The hardline against chemical weapons only became a central goal at the UN after the American military had doused Vietnam in literally tons of Agent Orange and Napalm. That such tactics did little to discourage insurgents there helped cease their usage. And the push toward nuclear disarmament became possible only after it was clear that the US had achieved marked nuclear superiority over the Soviets.

So what became of all the chemical and biological weapons developed in the pre-CWC era? Destruction activities are monitored and verified by the Organisation for the Prohibition of Chemical Weapons (OPCW), which is an independent organization based in The Hague, Netherlands. Unfortunately, records connected with the amounts and variety of these weaponized materials are incredibly difficult to come by. Most states don’t want to admit the extent of their experimentation for fear of appearing barbaric to the rest of the world.

AIDS is widely believed to have been the product of genetic weapons experimentation. Today the epidemic has claimed over 34 million victims. Small Pox, widely believed to have been wiped out in the late 1970s, was discovered in Chechen bio-terrorism lab records in the 1990s. The core of Saddam Hussein’s biological weapons program is believed to have come from those same Soviet labs. Red Mercury is also rumored to have disseminated into the hands of fundamentalist terror cells and other anonymous high-bidders after the division of the Russian Federation collapsed. The US even initiated a multi-billion dollar buy back program for Soviet nuclear materials to keep them out of the hands of terrorists. A similar program was considered for North Korea back in 2007.
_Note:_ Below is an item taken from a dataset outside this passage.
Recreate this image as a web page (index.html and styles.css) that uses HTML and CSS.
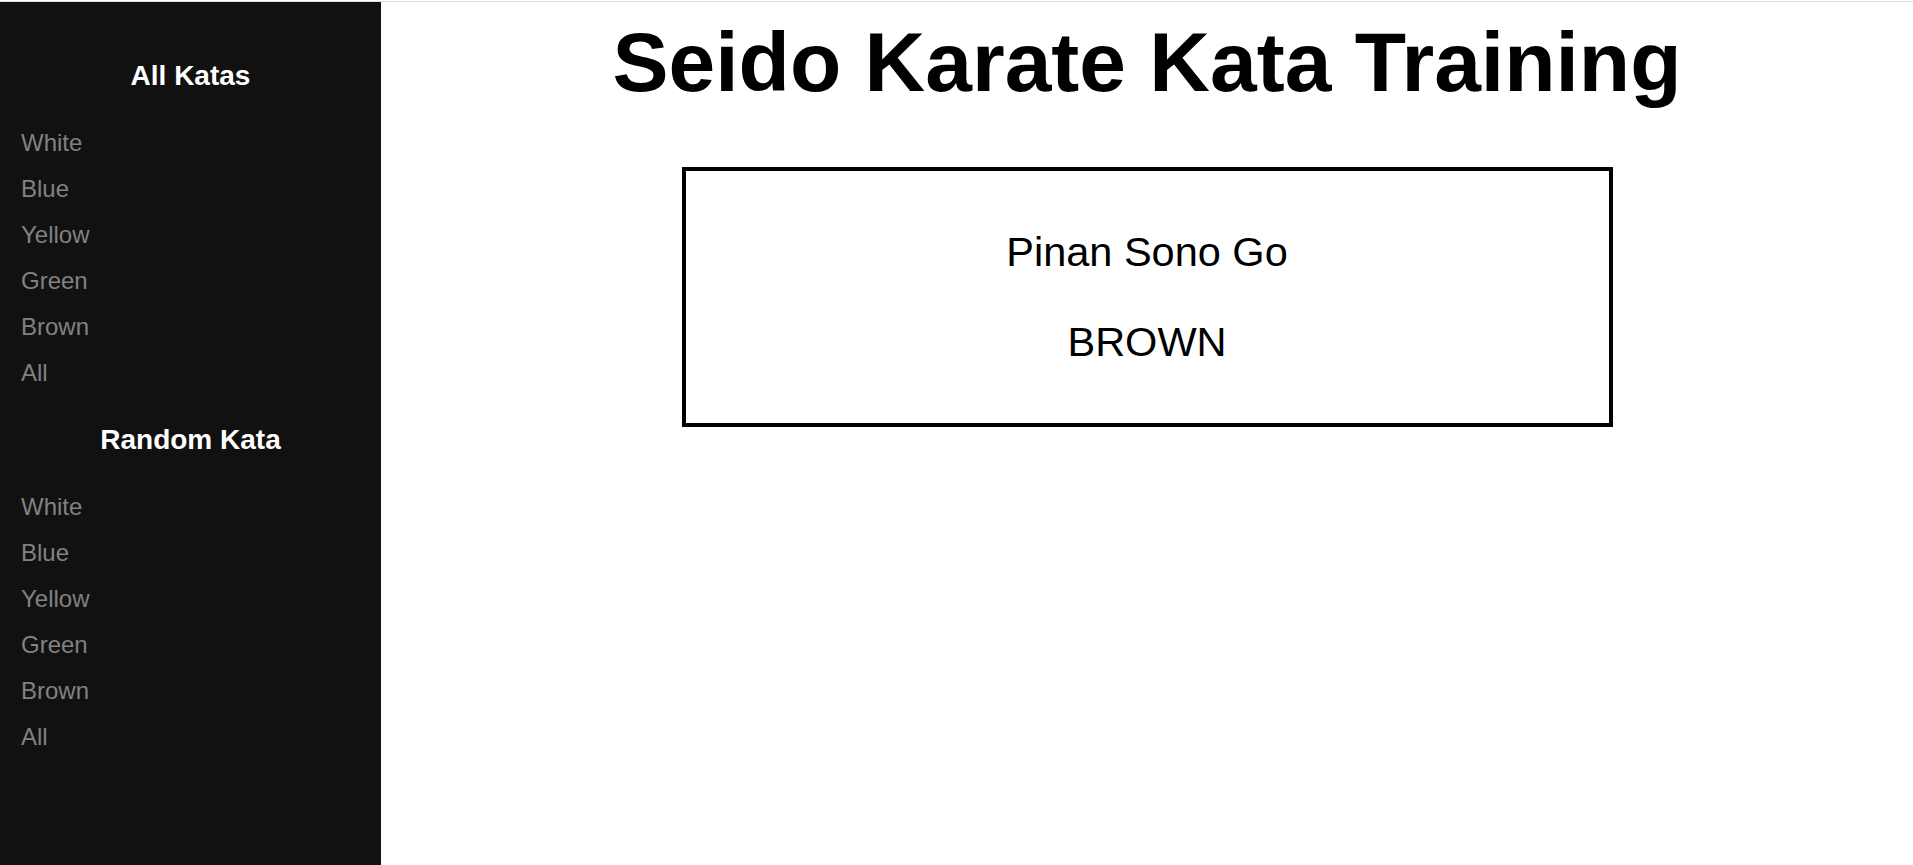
FILE: index.html
```html
<!DOCTYPE html>
<html lang="en">
<head>
<meta charset="utf-8">
<title>Seido Karate Kata Training</title>
<link rel="stylesheet" href="styles.css">
</head>
<body>
<div class="topline"></div>
<div class="layout">
  <nav class="sidenav">
    <h2 class="nav-title first">All Katas</h2>
    <a href="#">White</a>
    <a href="#">Blue</a>
    <a href="#">Yellow</a>
    <a href="#">Green</a>
    <a href="#">Brown</a>
    <a href="#">All</a>
    <h2 class="nav-title">Random Kata</h2>
    <a href="#">White</a>
    <a href="#">Blue</a>
    <a href="#">Yellow</a>
    <a href="#">Green</a>
    <a href="#">Brown</a>
    <a href="#">All</a>
  </nav>
  <main class="main">
    <h1 class="title">Seido Karate Kata Training</h1>
    <div class="kata-box">
      <p class="kata-line">Pinan Sono Go</p>
      <p class="kata-line">BROWN</p>
    </div>
  </main>
</div>
</body>
</html>
```

FILE: styles.css
```css
html, body {
  margin: 0;
  padding: 0;
  background: #fff;
  font-family: "Liberation Sans", Arial, sans-serif;
}

.topline {
  height: 1px;
  margin-top: 1px;
  background: #dddddd;
}

.layout {
  display: flex;
  height: 863px;
}

.sidenav {
  width: 381px;
  flex: 0 0 381px;
  background: #111111;
  display: flex;
  flex-direction: column;
  padding-top: 30px;
  box-sizing: border-box;
}

.nav-title {
  margin: 28px 0;
  font-size: 28px;
  line-height: 32px;
  font-weight: bold;
  color: #ffffff;
  text-align: center;
}

.sidenav a {
  display: block;
  font-size: 24px;
  line-height: 28px;
  padding: 9px 8px 9px 21px;
  color: #818181;
  text-decoration: none;
}

.main {
  flex: 1;
  display: flex;
  flex-direction: column;
  align-items: center;
}

.title {
  margin: 12px 0 0;
  font-size: 84px;
  line-height: 96px;
  font-weight: bold;
  color: #000;
}

.kata-box {
  margin-top: 57px;
  width: 931px;
  height: 260px;
  box-sizing: border-box;
  border: 4px solid #000;
  padding-top: 58px;
  display: flex;
  flex-direction: column;
  align-items: center;
  gap: 44px;
}

.kata-line {
  margin: 0;
  font-size: 41.5px;
  line-height: 46px;
  color: #000;
}
```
In the weeks that followed the initial reports of Agent 15 usage in the Syrian civil war, the White House has backed off its allegation that chemical weapons were used. The pre-Christmas, pre-assistance line has changed post-inauguration, post involvement. "The reporting we have seen from media sources regarding alleged chemical weapons incidents in Syria has not been consistent with what we believe to be true about the Syrian chemical weapons program," National Security Council spokesman Tommy Vietor told Yahoo News. This mere weeks after (now former) Secretary of State Hillary Clinton’s statement that Assad regime's "behavior is reprehensible; their actions against their own people have been tragic," she continued, "But there is no doubt that there's a line between even the horrors that they've already inflicted on the Syrian people and moving to what would be an internationally condemned step of utilizing their chemical weapons."

What is a good enough reason to deploy, when proven false, is seemingly never a good enough reason for recall. 400 US troops and missile batteries are still deployed at the Syria-Turkey border, and Bashar al-Assad remains in power in Syria.

Both Ra’s al-Ghul and Scarecrow remain at large in the pages of Batman.